Wine & Canvas has not asserted that the forum-selection clause itself was the product of
fraud or coercion. In fact, Wine & Canvas asserts that both parties intended that their business
arrangement be governed by Indiana law and that Indiana would have exclusive jurisdiction, as
evidenced by both versions of the license agreement (the purported original version and the
alleged fraudulent version). Moreover, Defendants themselves argue that the license agreement
(and its forum selection clause and its choice of law provision) is valid. So, under their version
of the facts, the Court would unquestionably have personal jurisdiction. Simply stated, any way
you slice it, Defendants had to be aware that they may be subject to jurisdiction in Indiana.
Defendants’ second argument is that personal jurisdiction over a person in his individual
capacity must be established separate from personal jurisdiction over that same person in his
capacity as a corporate officer. In effect, Defendants invite the Court to apply the “fiduciary
shield doctrine,” which precludes a state from exercising jurisdiction over an individual sued in
his personal capacity if the only basis is the individual’s actions as a fiduciary of a corporation.
Intermatic, Inc. v. Taymac Corp., 815 F. Supp. 290, 293 (S.D. Ind. 1993). However, it has
become relatively well-settled that “the fiduciary shield doctrine cannot be asserted to defeat
personal jurisdiction in Indiana.” Id. at 296; see also CR3 of Indiana, LLC v. Specialty Surfaces
Int’l., Inc., No. 1:07-cv-0991-DFH-JMS, 2008 WL 3914092, at *2 (S.D. Ind. Aug. 19, 2008);
Huber v. House, No. 1:04–CV–1231–JDT–WTL, 2004 WL 3130618, at *3 (S.D. Ind. Dec. 7,
2004); Health Mgmt. Prof’ls, Inc. v. Diversified Bus. Enters., Inc., 882 F. Supp. 795, 799 (S.D.
Ind. 1995). Therefore, Defendants’ second argument fails.
Having determined that the contacts of Mr.
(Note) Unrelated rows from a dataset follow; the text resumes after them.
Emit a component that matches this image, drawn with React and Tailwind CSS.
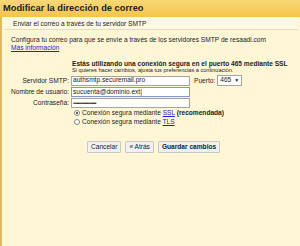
export default function App() {
  const f = { fontFamily: '"Liberation Sans", Arial, sans-serif' };
  return (
    <div style={f} className="w-[300px] h-[246px] bg-[#fff6d5] flex flex-col overflow-hidden text-[#222] whitespace-nowrap">
      <div className="h-[17px] bg-[#f6cb55] bg-gradient-to-b from-[#f9d878] to-[#f3c447] flex items-center pl-[3px] text-[9.3px] font-bold text-[#222]">
        Modificar la dirección de correo
      </div>
      <div className="flex-1 flex border-l-[2px] border-[#e2bd55]">
        <div className="flex-1 flex flex-col">
          <div className="h-[13px] mx-[2px] bg-[#fff9e4] border-b border-[#e6dcc0] flex items-center pl-[9px] pt-[1px] text-[6.6px]">
            Enviar el correo a través de tu servidor SMTP
          </div>
          <div className="pl-[9px] pt-[6px] text-[6.6px] leading-[8px]">
            <div>Configura tu correo para que se envíe a través de los servidores SMTP de resaadi.com</div>
            <div className="text-[#2222cc] underline">Más información</div>
          </div>
          <div className="pl-[70px] pt-[8px] leading-[7px]">
            <div className="text-[6.6px] font-bold">Estás utilizando una conexión segura en el puerto 465 mediante SSL</div>
            <div className="text-[5.6px]">Si quieres hacer cambios, ajusta tus preferencias a continuación.</div>
          </div>
          <div className="flex flex-col gap-[1px] pt-[1px] text-[6.6px]">
            <div className="flex items-center">
              <div className="w-[69px] text-right pr-[2px]">Servidor SMTP:</div>
              <div className="w-[119px] h-[10px] bg-white border border-[#a5a5a5] flex items-center pl-[1px] leading-none">authsmtp.securemail.pro</div>
              <div className="pl-[4px] pr-[2px]">Puerto:</div>
              <div className="h-[11px] bg-white border border-[#a5a5a5] flex items-center px-[2px] gap-[3px] leading-none">465 <span className="text-[5px]">▼</span></div>
            </div>
            <div className="flex items-center">
              <div className="w-[69px] text-right pr-[2px]">Nombre de usuario:</div>
              <div className="w-[119px] h-[10px] bg-white border border-[#7c9cc7] flex items-center pl-[1px] leading-none">sucuenta@dominio.ext|</div>
            </div>
            <div className="flex items-center">
              <div className="w-[69px] text-right pr-[2px]">Contraseña:</div>
              <div className="w-[119px] h-[10px] bg-white border border-[#a5a5a5] flex items-center pl-[1px] leading-none text-[5px] tracking-[-0.6px]">••••••••••••••••••••</div>
            </div>
          </div>
          <div className="pl-[72px] pt-[0px] flex flex-col text-[6.6px] leading-[9px]">
            <div className="flex items-center gap-[2px]">
              <span className="w-[6px] h-[6px] rounded-full border border-[#888] bg-white flex items-center justify-center"><span className="w-[2px] h-[2px] rounded-full bg-[#333]" /></span>
              <span>Conexión segura mediante <span className="text-[#2222cc] underline">SSL</span> <b>(recomendada)</b></span>
            </div>
            <div className="flex items-center gap-[2px]">
              <span className="w-[6px] h-[6px] rounded-full border border-[#888] bg-white" />
              <span>Conexión segura mediante <span className="text-[#2222cc] underline">TLS</span></span>
            </div>
          </div>
          <div className="pl-[85px] pt-[15px] flex gap-[4px] text-[6.6px]">
            <button className="h-[12px] px-[3px] bg-[#f1f1f1] border border-[#c8c8c8] rounded-[1px] leading-none">Cancelar</button>
            <button className="h-[12px] px-[3px] bg-[#f1f1f1] border border-[#c8c8c8] rounded-[1px] leading-none">« Atrás</button>
            <button className="h-[12px] px-[3px] bg-[#f1f1f1] border border-[#c8c8c8] rounded-[1px] leading-none font-bold">Guardar cambios</button>
          </div>
        </div>
      </div>
    </div>
  );
}
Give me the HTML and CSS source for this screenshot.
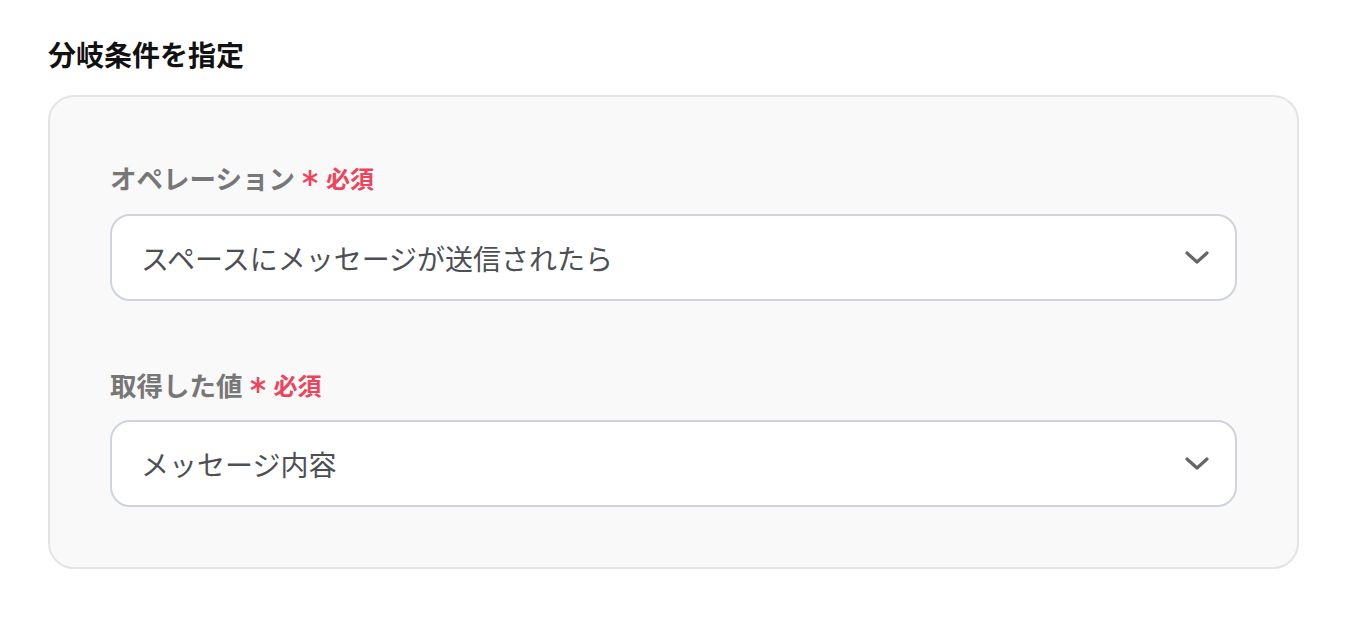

Weisser and YN Canvas with Indiana are
sufficient to allow the Court to exercise personal jurisdiction, the Court also finds that exercising
personal jurisdiction over both Mr. Weisser and YN Canvas comports with traditional notions of
fair play and substantial justice. See LinkAmerica, 857 N.E.2d at 967 (“[I]f the defendant has
contacts with the forum state sufficient for general or specific jurisdiction, due process requires
that the assertion of personal jurisdiction over the defendant is reasonable.”).
reasonableness of asserting personal jurisdiction over Defendants is determined by balancing
five factors: (1) the burden on the defendants; (2) Indiana’s interest in adjudicating the dispute;
(3) plaintiff’s interest in obtaining convenient and effective relief; (4) the interstate judicial
system’s interest in obtaining the most efficient resolution of controversies; and (5) the shared
interest of several states in furthering fundamental substantive social policies. Burger King, 471
U.S. at 477. Notably, the stronger the Defendants’ contacts are with Indiana, the more likely it is
that exercising personal jurisdiction over the Defendants will be appropriate. Illinois v. Hemi
Grp., LLC, 622 F.3d 754, 760 (7th Cir. 2010).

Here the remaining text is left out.